> [EXERCISE DETAILS]:
Begin with the first line and repeat exactly through the line containing "import React from"; leave every image out.

> [GIVEN RECORDS]:
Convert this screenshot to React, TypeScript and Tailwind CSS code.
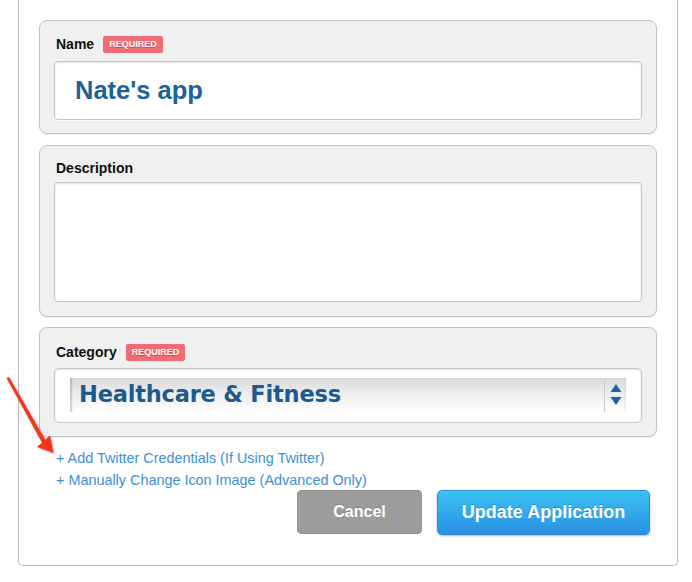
import React from "react";

function Badge() {
  return (
    <span className="ml-[9px] inline-flex h-[17px] items-center rounded-[2px] bg-[#f06c74] px-[6px] text-[9px] font-bold leading-none text-white [text-shadow:0_1px_0_rgba(150,30,40,0.45)]">
      REQUIRED
    </span>
  );
}

function Card({ children, className }: { children: React.ReactNode; className: string }) {
  return (
    <div
      className={
        "rounded-[8px] border border-[#c3c3c3] bg-[#f0f0f0] px-[14px] shadow-[0_1px_1px_rgba(0,0,0,0.06)] " +
        className
      }
    >
      {children}
    </div>
  );
}

export default function App() {
  return (
    <div className="relative h-[582px] w-[692px] bg-white font-['Liberation_Sans',Arial,sans-serif]">
      <div className="ml-[18px] h-[566px] w-[660px] rounded-b-[5px] border-x border-b border-[#b8b8b8] px-[20px] pt-[20px]">
        {/* Name */}
        <Card className="pt-[15px] pb-[13px]">
          <div className="flex h-[16px] items-center pl-[2px]">
            <span className="text-[14px] font-bold text-[#111]">Name</span>
            <Badge />
          </div>
          <div className="mt-[9px] flex h-[59px] items-center rounded-[4px] border border-[#c6c6c6] bg-white pl-[20px] shadow-[inset_0_1px_2px_rgba(0,0,0,0.12),0_1px_0_rgba(255,255,255,0.8)]">
            <span className="text-[25.5px] font-bold text-[#1c6399]">Nate's app</span>
          </div>
        </Card>

        {/* Description */}
        <Card className="mt-[11px] pt-[14px] pb-[14px]">
          <div className="flex h-[16px] items-center pl-[2px]">
            <span className="text-[14px] font-bold text-[#111]">Description</span>
          </div>
          <div className="mt-[6px] h-[120px] rounded-[4px] border border-[#c6c6c6] bg-white shadow-[inset_0_1px_2px_rgba(0,0,0,0.12)]" />
        </Card>

        {/* Category */}
        <Card className="mt-[10px] pt-[16px] pb-[13px]">
          <div className="flex h-[16px] items-center pl-[2px]">
            <span className="text-[14px] font-bold text-[#111]">Category</span>
            <Badge />
          </div>
          <div className="mt-[8px] h-[55px] rounded-[5px] border border-[#c6c6c6] bg-white px-[15px] pt-[9px] shadow-[inset_0_1px_2px_rgba(0,0,0,0.12)]">
            <div className="flex h-[34px] items-center bg-[linear-gradient(to_bottom,#dadada,#ececec_45%,#fafafa_85%,#ffffff)] shadow-[inset_3px_0_2px_-1px_rgba(0,0,0,0.18),inset_-3px_0_3px_-2px_rgba(0,0,0,0.08)]">
              <span className="flex-1 pl-[9px] font-['DejaVu_Sans',sans-serif] text-[22.5px] font-bold tracking-[-0.2px] text-[#1d5b8f]">
                Healthcare &amp; Fitness
              </span>
              <div className="flex h-full w-[22px] items-center justify-center border-l border-[#cbcbcb]">
                <svg width="12" height="22" viewBox="0 0 12 22">
                  <path d="M6 0 L11.5 8 L0.5 8 Z" fill="#1f65a2" />
                  <path d="M0.5 13 L11.5 13 L6 21 Z" fill="#1f65a2" />
                </svg>
              </div>
            </div>
          </div>
        </Card>

        {/* Links */}
        <div className="mt-[10px] pl-[17px] text-[14.4px] leading-[22px] text-[#3d8fd8]">
          <div>+ Add Twitter Credentials (If Using Twitter)</div>
          <div>+ Manually Change Icon Image (Advanced Only)</div>
        </div>

        {/* Buttons */}
        <div className="mt-[-1px] flex justify-end gap-[15px] pr-[7px]">
          <button className="h-[44px] w-[125px] rounded-[4px] border border-[#939393] bg-[#9c9c9c] text-[16px] font-bold text-white [text-shadow:0_-1px_0_rgba(0,0,0,0.15)]">
            Cancel
          </button>
          <button className="h-[45px] w-[213px] rounded-[5px] border border-[#2c8ad6] bg-[linear-gradient(to_bottom,#3ac3f3,#2b8fe2)] text-[18px] font-bold text-white shadow-[0_1px_2px_rgba(0,0,0,0.3)] [text-shadow:0_-1px_0_rgba(0,60,120,0.3)]">
            Update Application
          </button>
        </div>
      </div>

      {/* Red annotation arrow */}
      <svg className="absolute left-0 top-[370px]" width="70" height="95" viewBox="0 370 70 95">
        <defs>
          <filter id="sh" x="-30%" y="-30%" width="160%" height="160%">
            <feDropShadow dx="1" dy="1" stdDeviation="1" floodColor="#000" floodOpacity="0.35" />
          </filter>
        </defs>
        <g filter="url(#sh)" fill="#f2351d">
          <path d="M6.5 378 L9 377 L46 441 L42.5 443.5 Z" />
          <path d="M37 447 L50 435.5 L53.5 453 Z" />
        </g>
      </svg>
    </div>
  );
}
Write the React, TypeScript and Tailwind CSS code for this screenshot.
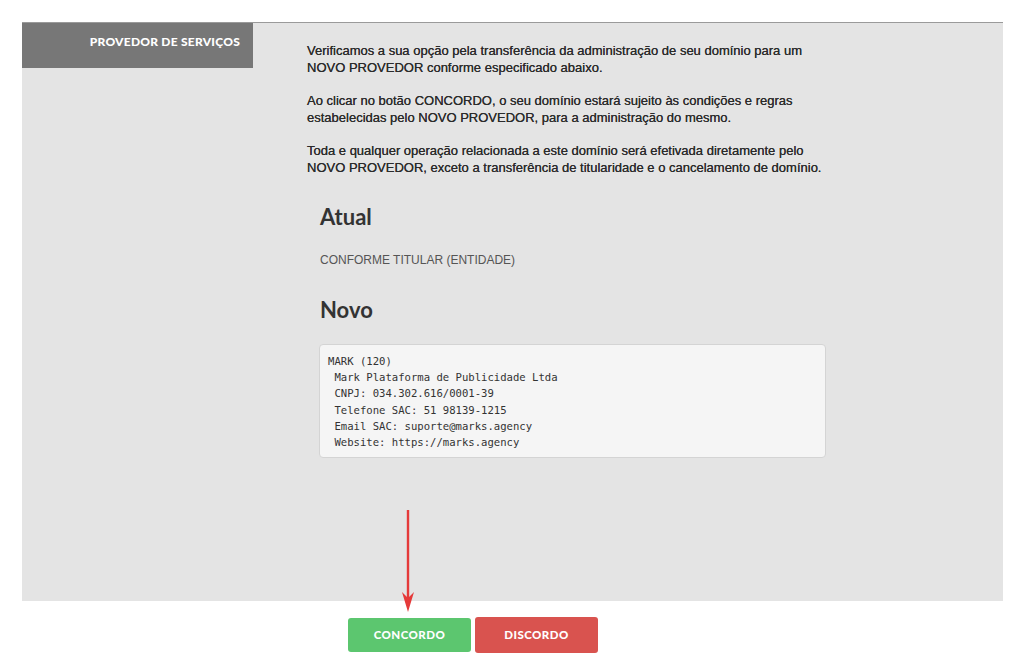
export default function App() {
  return (
    <div className="relative min-h-[668px] bg-white pt-[22px] font-['Liberation_Sans',Arial,sans-serif]">
      <div className="ml-[22px] mr-[21px] flex h-[579px] border-t border-[#9a9a9a] bg-[#e4e4e4]">
        <aside className="w-[231px] shrink-0">
          <div className="flex h-[45px] justify-end bg-[#777777] pr-[13px] pt-[13px]">
            <span className="font-['Lato',sans-serif] text-[12px] font-black leading-none tracking-[0.02em] text-white">
              PROVEDOR DE SERVIÇOS
            </span>
          </div>
        </aside>

        <main className="ml-[54px] w-[525px] pt-[19px] text-[13px] leading-[17px] text-[#2b2b2b]">
          <p className="[text-shadow:0_0_0.4px_#333]">
            Verificamos a sua opção pela transferência da administração de seu domínio para um NOVO
            PROVEDOR conforme especificado abaixo.
          </p>
          <p className="mt-[16px] [text-shadow:0_0_0.4px_#333]">
            Ao clicar no botão CONCORDO, o seu domínio estará sujeito às condições e regras
            estabelecidas pelo NOVO PROVEDOR, para a administração do mesmo.
          </p>
          <p className="mt-[16px] [text-shadow:0_0_0.4px_#333]">
            Toda e qualquer operação relacionada a este domínio será efetivada diretamente pelo NOVO
            PROVEDOR, exceto a transferência de titularidade e o cancelamento de domínio.
          </p>

          <div className="ml-[13px] mt-[26px] w-[506px]">
            <h3 className="font-['Lato',sans-serif] text-[22px] font-bold leading-[30px] text-[#333]">Atual</h3>
            <p className="mt-[20px] text-[12px] leading-[16px] text-[#555]">CONFORME TITULAR (ENTIDADE)</p>

            <h3 className="mt-[27px] font-['Lato',sans-serif] text-[22px] font-bold leading-[30px] text-[#333]">Novo</h3>
            <pre className="-ml-px mt-[19px] h-[114px] rounded-[4px] border border-[#d4d4d4] bg-[#f5f5f5] px-[8px] pt-[8px] font-['DejaVu_Sans_Mono',monospace] text-[10.6px] leading-[16.2px] text-[#333]">
{`MARK (120)
 Mark Plataforma de Publicidade Ltda
 CNPJ: 034.302.616/0001-39
 Telefone SAC: 51 98139-1215
 Email SAC: suporte@marks.agency
 Website: https://marks.agency`}
            </pre>
          </div>
        </main>
      </div>

      <div className="mt-[17px] flex gap-[4px] pl-[348px]">
        <button className="h-[34px] w-[123px] rounded-[3px] bg-[#5cc66f] font-['Lato',sans-serif] text-[11.5px] font-black tracking-[0.04em] text-white">
          CONCORDO
        </button>
        <button className="-mt-px h-[36px] w-[123px] rounded-[3px] bg-[#d9534f] font-['Lato',sans-serif] text-[11.5px] font-black tracking-[0.04em] text-white">
          DISCORDO
        </button>
      </div>

      {/* annotation arrow pointing at the accept button */}
      <svg className="pointer-events-none absolute left-[398px] top-[508px]" width="20" height="106" viewBox="0 0 20 106">
        <line x1="10" y1="2" x2="10" y2="92" stroke="#e53a3a" strokeWidth="2.4" />
        <path d="M4 84 L10 104 L16 84 L10 90 Z" fill="#e53a3a" />
      </svg>
    </div>
  );
}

> [EXERCISE OUTPUT]:
Convert this screenshot to React, TypeScript and Tailwind CSS code.
import React from "react";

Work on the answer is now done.